[Records with interface code]
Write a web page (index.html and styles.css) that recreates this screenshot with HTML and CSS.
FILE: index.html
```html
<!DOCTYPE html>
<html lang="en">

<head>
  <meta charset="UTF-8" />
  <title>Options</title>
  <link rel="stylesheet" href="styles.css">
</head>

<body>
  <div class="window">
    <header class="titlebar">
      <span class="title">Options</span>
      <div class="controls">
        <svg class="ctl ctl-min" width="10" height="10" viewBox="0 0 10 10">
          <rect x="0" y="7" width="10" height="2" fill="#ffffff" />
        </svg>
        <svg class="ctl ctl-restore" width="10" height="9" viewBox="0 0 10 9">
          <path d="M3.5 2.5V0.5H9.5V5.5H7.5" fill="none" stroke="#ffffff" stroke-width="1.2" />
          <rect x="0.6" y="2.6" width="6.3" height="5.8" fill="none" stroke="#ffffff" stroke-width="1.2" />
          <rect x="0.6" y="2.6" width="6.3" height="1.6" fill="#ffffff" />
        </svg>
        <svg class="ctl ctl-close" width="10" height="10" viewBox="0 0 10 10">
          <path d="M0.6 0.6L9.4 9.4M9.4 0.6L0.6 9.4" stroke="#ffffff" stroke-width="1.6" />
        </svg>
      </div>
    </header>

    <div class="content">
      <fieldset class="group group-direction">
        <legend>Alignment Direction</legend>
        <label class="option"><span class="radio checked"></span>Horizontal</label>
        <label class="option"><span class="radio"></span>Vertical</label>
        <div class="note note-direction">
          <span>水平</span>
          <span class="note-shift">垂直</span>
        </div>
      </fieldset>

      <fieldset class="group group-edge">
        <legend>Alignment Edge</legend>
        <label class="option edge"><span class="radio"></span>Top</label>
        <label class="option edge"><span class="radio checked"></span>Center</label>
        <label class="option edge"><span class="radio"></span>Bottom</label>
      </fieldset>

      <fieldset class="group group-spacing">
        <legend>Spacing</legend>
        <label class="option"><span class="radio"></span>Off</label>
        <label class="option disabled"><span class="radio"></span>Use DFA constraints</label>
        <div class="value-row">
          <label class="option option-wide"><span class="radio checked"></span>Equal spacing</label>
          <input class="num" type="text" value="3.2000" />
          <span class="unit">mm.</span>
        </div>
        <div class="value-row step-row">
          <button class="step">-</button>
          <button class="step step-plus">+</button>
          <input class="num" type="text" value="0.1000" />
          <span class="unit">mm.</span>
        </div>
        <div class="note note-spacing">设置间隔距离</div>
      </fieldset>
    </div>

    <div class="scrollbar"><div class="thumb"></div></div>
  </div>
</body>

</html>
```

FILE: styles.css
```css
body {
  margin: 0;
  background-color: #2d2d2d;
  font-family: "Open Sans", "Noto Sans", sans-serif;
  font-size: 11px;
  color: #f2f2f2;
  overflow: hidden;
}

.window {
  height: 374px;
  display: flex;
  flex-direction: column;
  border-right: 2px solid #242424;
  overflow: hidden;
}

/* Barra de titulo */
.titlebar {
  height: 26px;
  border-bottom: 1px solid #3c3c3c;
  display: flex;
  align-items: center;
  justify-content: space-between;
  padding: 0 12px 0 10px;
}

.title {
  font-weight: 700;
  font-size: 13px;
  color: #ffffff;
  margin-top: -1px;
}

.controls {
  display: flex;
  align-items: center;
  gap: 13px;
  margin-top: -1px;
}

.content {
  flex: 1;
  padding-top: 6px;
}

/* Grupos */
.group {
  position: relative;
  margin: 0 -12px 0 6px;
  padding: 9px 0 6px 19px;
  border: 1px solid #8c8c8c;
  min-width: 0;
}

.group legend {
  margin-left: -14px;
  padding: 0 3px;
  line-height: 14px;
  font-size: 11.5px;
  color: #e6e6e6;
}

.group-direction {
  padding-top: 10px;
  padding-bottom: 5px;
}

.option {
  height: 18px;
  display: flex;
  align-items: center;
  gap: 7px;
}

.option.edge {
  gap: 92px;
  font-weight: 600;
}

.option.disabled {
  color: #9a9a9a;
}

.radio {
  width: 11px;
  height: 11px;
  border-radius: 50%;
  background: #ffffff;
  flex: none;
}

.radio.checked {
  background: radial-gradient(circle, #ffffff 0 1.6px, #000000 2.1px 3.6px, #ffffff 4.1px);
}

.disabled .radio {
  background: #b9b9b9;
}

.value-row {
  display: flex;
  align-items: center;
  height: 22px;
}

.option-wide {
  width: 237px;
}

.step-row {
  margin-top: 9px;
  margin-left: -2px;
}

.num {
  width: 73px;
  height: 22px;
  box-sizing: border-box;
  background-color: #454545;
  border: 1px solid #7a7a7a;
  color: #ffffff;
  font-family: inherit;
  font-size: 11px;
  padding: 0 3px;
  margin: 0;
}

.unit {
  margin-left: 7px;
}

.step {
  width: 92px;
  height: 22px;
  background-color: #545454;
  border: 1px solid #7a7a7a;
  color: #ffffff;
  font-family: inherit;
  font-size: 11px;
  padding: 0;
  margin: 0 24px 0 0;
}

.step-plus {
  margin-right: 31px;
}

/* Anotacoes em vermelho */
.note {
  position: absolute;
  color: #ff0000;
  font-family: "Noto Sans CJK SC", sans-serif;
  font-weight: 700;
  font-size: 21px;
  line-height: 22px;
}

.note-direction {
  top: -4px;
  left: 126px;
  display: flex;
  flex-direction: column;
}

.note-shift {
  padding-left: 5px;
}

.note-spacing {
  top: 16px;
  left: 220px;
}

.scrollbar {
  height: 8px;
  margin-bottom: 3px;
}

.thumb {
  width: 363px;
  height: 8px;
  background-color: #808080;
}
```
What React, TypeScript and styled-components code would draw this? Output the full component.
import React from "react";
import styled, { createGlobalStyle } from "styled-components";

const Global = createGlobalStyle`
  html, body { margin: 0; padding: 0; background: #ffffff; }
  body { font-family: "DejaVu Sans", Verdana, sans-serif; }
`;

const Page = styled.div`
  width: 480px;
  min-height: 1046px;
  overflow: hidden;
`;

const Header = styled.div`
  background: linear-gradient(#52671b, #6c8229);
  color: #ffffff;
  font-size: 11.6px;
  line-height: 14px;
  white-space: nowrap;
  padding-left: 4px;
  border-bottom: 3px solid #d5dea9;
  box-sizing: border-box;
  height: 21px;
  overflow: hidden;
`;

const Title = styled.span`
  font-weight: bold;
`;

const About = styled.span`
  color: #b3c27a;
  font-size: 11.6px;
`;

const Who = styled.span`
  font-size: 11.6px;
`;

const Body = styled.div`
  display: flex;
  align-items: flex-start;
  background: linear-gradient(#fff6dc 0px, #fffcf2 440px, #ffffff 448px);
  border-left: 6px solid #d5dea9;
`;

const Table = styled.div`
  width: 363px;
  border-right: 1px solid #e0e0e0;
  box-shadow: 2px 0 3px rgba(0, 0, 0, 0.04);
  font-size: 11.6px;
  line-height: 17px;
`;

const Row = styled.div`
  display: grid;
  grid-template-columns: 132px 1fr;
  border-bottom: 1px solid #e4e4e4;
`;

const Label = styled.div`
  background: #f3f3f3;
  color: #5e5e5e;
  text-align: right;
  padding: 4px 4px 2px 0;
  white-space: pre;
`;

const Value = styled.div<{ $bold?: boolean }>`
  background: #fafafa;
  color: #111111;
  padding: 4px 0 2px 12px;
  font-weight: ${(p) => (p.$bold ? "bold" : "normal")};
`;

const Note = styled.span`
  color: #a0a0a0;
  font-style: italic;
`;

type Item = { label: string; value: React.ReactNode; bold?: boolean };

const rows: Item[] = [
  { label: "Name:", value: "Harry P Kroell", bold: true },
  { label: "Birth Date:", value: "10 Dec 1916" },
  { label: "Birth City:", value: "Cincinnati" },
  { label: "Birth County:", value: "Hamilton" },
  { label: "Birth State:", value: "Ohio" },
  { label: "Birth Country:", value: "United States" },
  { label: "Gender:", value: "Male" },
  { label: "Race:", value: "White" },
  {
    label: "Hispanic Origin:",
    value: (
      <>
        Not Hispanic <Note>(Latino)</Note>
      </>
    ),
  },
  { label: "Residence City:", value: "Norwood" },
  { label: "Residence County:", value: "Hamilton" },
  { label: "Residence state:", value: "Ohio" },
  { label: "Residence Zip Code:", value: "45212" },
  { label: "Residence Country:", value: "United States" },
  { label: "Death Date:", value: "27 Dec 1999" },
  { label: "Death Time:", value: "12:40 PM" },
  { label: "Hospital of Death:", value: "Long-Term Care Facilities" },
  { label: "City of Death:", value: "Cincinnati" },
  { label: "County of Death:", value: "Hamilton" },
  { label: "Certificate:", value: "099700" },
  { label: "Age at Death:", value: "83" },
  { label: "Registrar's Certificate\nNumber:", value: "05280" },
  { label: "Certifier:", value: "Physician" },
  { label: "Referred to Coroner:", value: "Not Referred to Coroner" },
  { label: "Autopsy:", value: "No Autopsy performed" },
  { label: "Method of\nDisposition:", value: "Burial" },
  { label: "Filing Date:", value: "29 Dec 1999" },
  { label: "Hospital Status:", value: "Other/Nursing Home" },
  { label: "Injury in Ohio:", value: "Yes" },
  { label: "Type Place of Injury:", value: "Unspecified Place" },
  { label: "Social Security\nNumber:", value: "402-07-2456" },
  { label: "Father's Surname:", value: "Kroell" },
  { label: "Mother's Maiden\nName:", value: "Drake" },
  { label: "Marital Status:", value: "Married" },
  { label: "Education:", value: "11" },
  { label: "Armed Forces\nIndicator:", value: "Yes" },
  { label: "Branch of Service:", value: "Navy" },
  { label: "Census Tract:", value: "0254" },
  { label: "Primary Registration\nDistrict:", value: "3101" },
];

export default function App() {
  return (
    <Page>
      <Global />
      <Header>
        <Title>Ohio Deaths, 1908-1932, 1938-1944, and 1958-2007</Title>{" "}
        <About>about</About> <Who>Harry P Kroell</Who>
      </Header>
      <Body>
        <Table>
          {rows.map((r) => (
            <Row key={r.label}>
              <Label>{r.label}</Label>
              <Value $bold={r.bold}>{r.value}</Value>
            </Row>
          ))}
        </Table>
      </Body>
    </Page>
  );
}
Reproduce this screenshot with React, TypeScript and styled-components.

▶ **Challenge**:
Begin at the line that has "What React, TypeScript", stop after the line that has "string; value: React.ReactNode;", and repeat exactly those lines, nothing more.

▶ **Written solution**:
What React, TypeScript and styled-components code would draw this? Output the full component.
import React from "react";
import styled, { createGlobalStyle } from "styled-components";

const Global = createGlobalStyle`
  html, body { margin: 0; padding: 0; background: #ffffff; }
  body { font-family: "DejaVu Sans", Verdana, sans-serif; }
`;

const Page = styled.div`
  width: 480px;
  min-height: 1046px;
  overflow: hidden;
`;

const Header = styled.div`
  background: linear-gradient(#52671b, #6c8229);
  color: #ffffff;
  font-size: 11.6px;
  line-height: 14px;
  white-space: nowrap;
  padding-left: 4px;
  border-bottom: 3px solid #d5dea9;
  box-sizing: border-box;
  height: 21px;
  overflow: hidden;
`;

const Title = styled.span`
  font-weight: bold;
`;

const About = styled.span`
  color: #b3c27a;
  font-size: 11.6px;
`;

const Who = styled.span`
  font-size: 11.6px;
`;

const Body = styled.div`
  display: flex;
  align-items: flex-start;
  background: linear-gradient(#fff6dc 0px, #fffcf2 440px, #ffffff 448px);
  border-left: 6px solid #d5dea9;
`;

const Table = styled.div`
  width: 363px;
  border-right: 1px solid #e0e0e0;
  box-shadow: 2px 0 3px rgba(0, 0, 0, 0.04);
  font-size: 11.6px;
  line-height: 17px;
`;

const Row = styled.div`
  display: grid;
  grid-template-columns: 132px 1fr;
  border-bottom: 1px solid #e4e4e4;
`;

const Label = styled.div`
  background: #f3f3f3;
  color: #5e5e5e;
  text-align: right;
  padding: 4px 4px 2px 0;
  white-space: pre;
`;

const Value = styled.div<{ $bold?: boolean }>`
  background: #fafafa;
  color: #111111;
  padding: 4px 0 2px 12px;
  font-weight: ${(p) => (p.$bold ? "bold" : "normal")};
`;

const Note = styled.span`
  color: #a0a0a0;
  font-style: italic;
`;

type Item = { label: string; value: React.ReactNode; bold?: boolean };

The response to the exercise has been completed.